The tampon tax or "period tax" refers to the sales tax on the already high price of tampons. Tampons are taxed by some states as luxury goods, even though millions of menstruating women consider tampons to be necessities. The tampon tax is a form of "pink tax." The pink tax also sometimes refers to sales tax on women’s menstrual products. But the term can also apply to products traditionally marketed to women at higher prices than similar products designed for or primarily marketed to men. 

Until now, menstrual products were considered luxury items in Texas. However, a Texas sales tax relief bill passed earlier this year recognizes these products as essentials. Under the new legislation, effective September 1, 2023, the following types of products are exempt from the state’s 6.25% sales tax rate.
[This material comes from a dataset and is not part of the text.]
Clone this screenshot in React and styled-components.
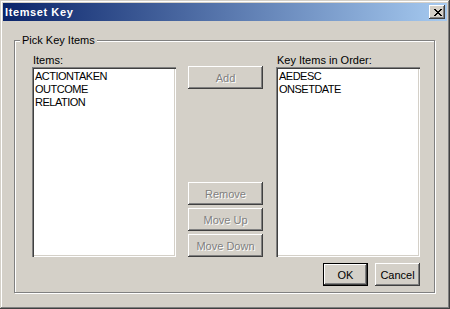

  • Tampons and sanitary napkins
  • Menstrual sponges and menstrual pads
  • Any items similar to those above “for the principal purpose of feminine hygiene in connection with the menstrual cycle or postpartum care”

What other states are getting rid of the pink tax? 

Texas is the only state to finalize its tampon tax legislation so far this year. However, lawmakers in several other states have proposed eliminating sales tax on period products and haven't yet succeeded.

These include Arizona, Georgia, Hawaii, Indiana, Kansas, Kentucky, Mississippi, North Dakota, South Carolina, South Dakota and West Virginia.

Tampon tax history 

Eliminating sales taxes on menstrual products has become more common in recent years. Including Texas, 25 states have made menstrual products tax-exempt. According to the Alliance for Period Supplies, nine states passed sales tax exemptions in 2021 and 2022 alone. 

  • Vermont, Maine, Michigan, Louisiana, and New Mexico passed legislation to exempt menstrual products in 2021.
  • Nebraska, Colorado, Iowa, and Virginia banned the pink tax in 2022.

However, banning sales tax on women’s hygiene products isn't a new concept.  

  • Minnesota eliminated sales tax on tampons in 1981 when health products were made tax-exempt. 
  • Pennsylvania became the second to stop taxing tampons in 1991. 
  • New Jersey joined the list in 2005. 
  • Since 2016, the list of states without a pink tax has grown every year.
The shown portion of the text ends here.